A Medical Device Daily

The Department of Health and Human Services has proposed to establish a series of patient safety organizations (PSOs, in response to the need to reduce medical errors and save lives).

The proposed regulation conforms to the requirements of the Patient Safety and Quality Improvement Act (Patient Safety Act) of 2005, which was, in turn, prompted to some extent by the well-known report on patient safety published in 1999 by the Institute of Medicine (IOM; Washington), “To Err is Human.” The IOM report estimated that from 44,000 to 98,000 patients die in hospitals each year due to medical errors.

PSOs, the Feb. 15 HHS announcement said, would be separate from any existing entities that address healthcare quality. One of the advantages of PSOs is that they provide a shield of confidentiality with regard to such reports and hence allow providers to sidestep legal liability. This protection was encoded in the Patient Safety Act by according such reports the status of privileged legal communication. IOM recommended this protection, as well as the establishment of PSOs, in its 1999 report.

AHRQ director Carolyn Clancy, MD, said in the statement that government is aware that providers are interested in and want to “participate in efforts to improve patient care, but they often are inhibited by fears of liability and sanctions.” She said that the liability provisions will “make the right thing to do the easy thing to do.”

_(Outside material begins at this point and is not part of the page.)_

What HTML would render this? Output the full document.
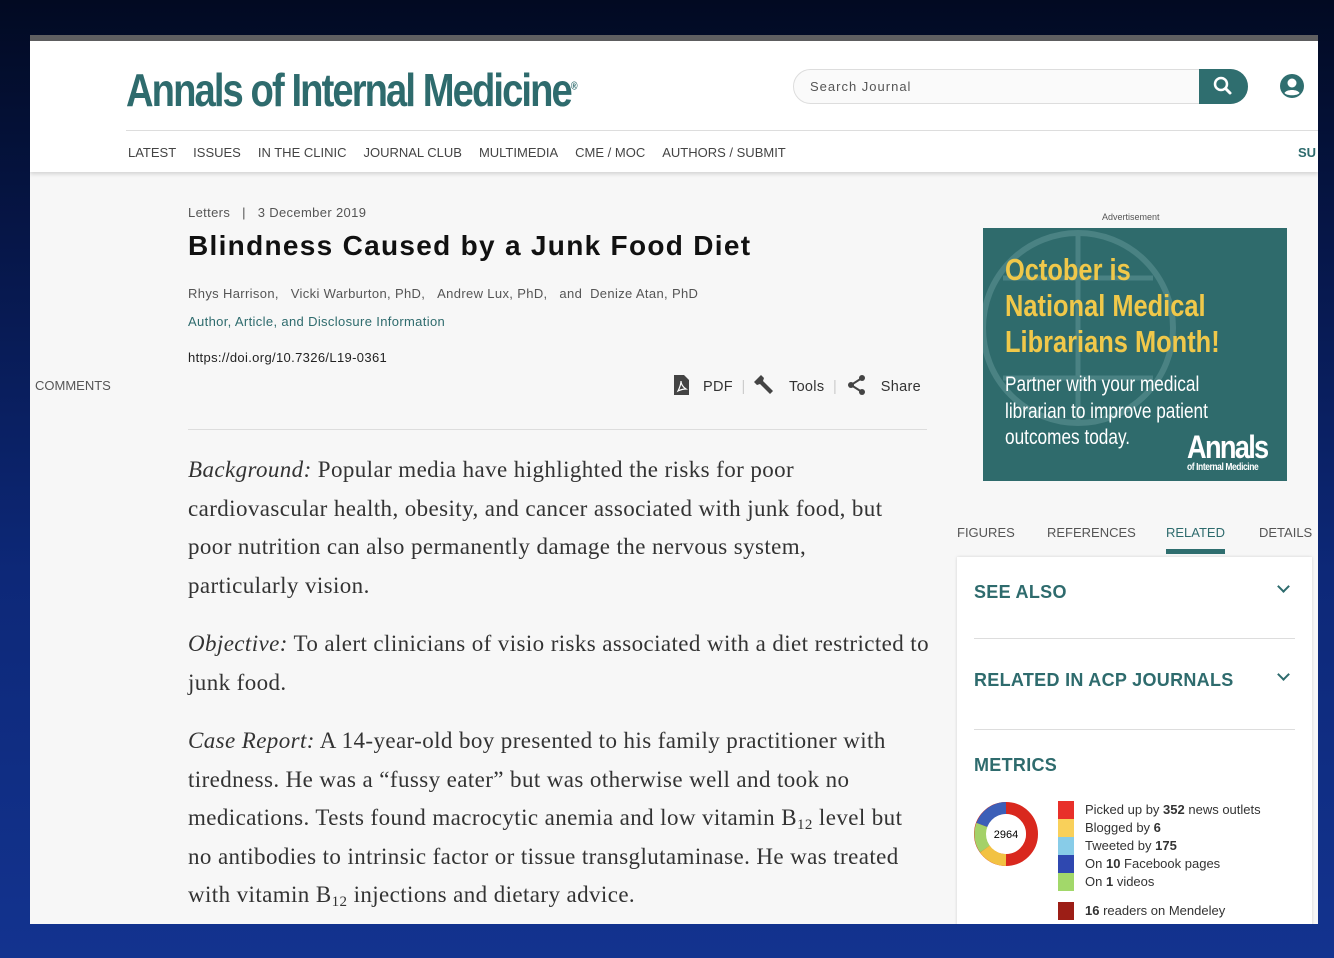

Those provisions, however, are not ironclad, and one exception would allow a breach of confidentiality for legal proceedings that might not be able to obtain the information in question by other means.

HHS Secretary Mike Leavitt said in the statement that PSOs “will help make healthcare safer for all Americans,” and that “[b]y making it easier for patient safety events to be reported and the lessons learned from them to be shared more broadly, patients will ultimately receive safer healthcare.”

According to the HHS statement, AHRQ will be tasked with administering the rules for accrediting PSOs, and the HHS Office for Civil Rights will enforce the confidentiality provisions.

The proposed regulation provides specifics on how providers will report information to PSOs as well as on how entities can become PSOs. The legislation mandates that a PSO must be primarily engaged in patient safety data activities, which should suppress conflicts of interest by keeping hospitals from participating directly in the PSO business.

The comment period ends April 14, and HHS will hold an audio conference on the subject Feb. 29.

GAO: Too many ‘challenges’ for care pilot

The Physician Group Practice (PG) demonstration was one in the family of pilot projects that offered optimism about the potential for healthcare reform. Unfortunately, the PGP effort has apparently demonstrated little more than that CMS needs to rethink the structure of the program, according the Government Accountability Office.

A recent report by the GAO states that 10 physician practices accepted the invitation to participate in the pilot, but that this group was not typical of physician practices.

The design for the pilot “was generally a reasonable approach,” but “created challenges,” including that “neither bonuses nor performance feedback for pilot year one were given to participants until after the third year had begun.” While CMS provided practices with forms for quarterly reports, GAO said that “most participants report[ed] that they do not have the resources to analyze these data sets and generate” the required reports.

GAO recommended that CMS “provide participating physician groups with interim summary reports that estimate participants’ progress in achieving cost savings and quality of care.”

“The large size of the 10 participating physician groups (all had 200 or more physicians) compared with most U.S. physician practices (less than 1% had more than 150 physicians) gave the participants certain size advantages” not enjoyed by most group practices, the GAO said.

One of the advantages afforded to these larger groups was “institutional affiliations that allowed greater access to financial capital, access to and experience with electronic health records systems, and prior experience with pay-for-performance programs.”

Of this initial cohort of 10 practices, two earned bonuses of roughly $7.4 million total, according to the GAO report, but while the other eight practices met “most of the quality targets, they did not achieve the required level of cost savings to earn a bonus.”

In some instances, practices did not have all their care coordination programs in place during the first year of the project, 2005.

To qualify for the bonuses, participating physician groups “had to generate savings greater than 2% of their target expenditure amounts relative to a comparison group of [Medicare] beneficiaries,” the GAO report said.

The care coordination was for a cluster of diseases including cancer, diabetes mellitus and heart failure.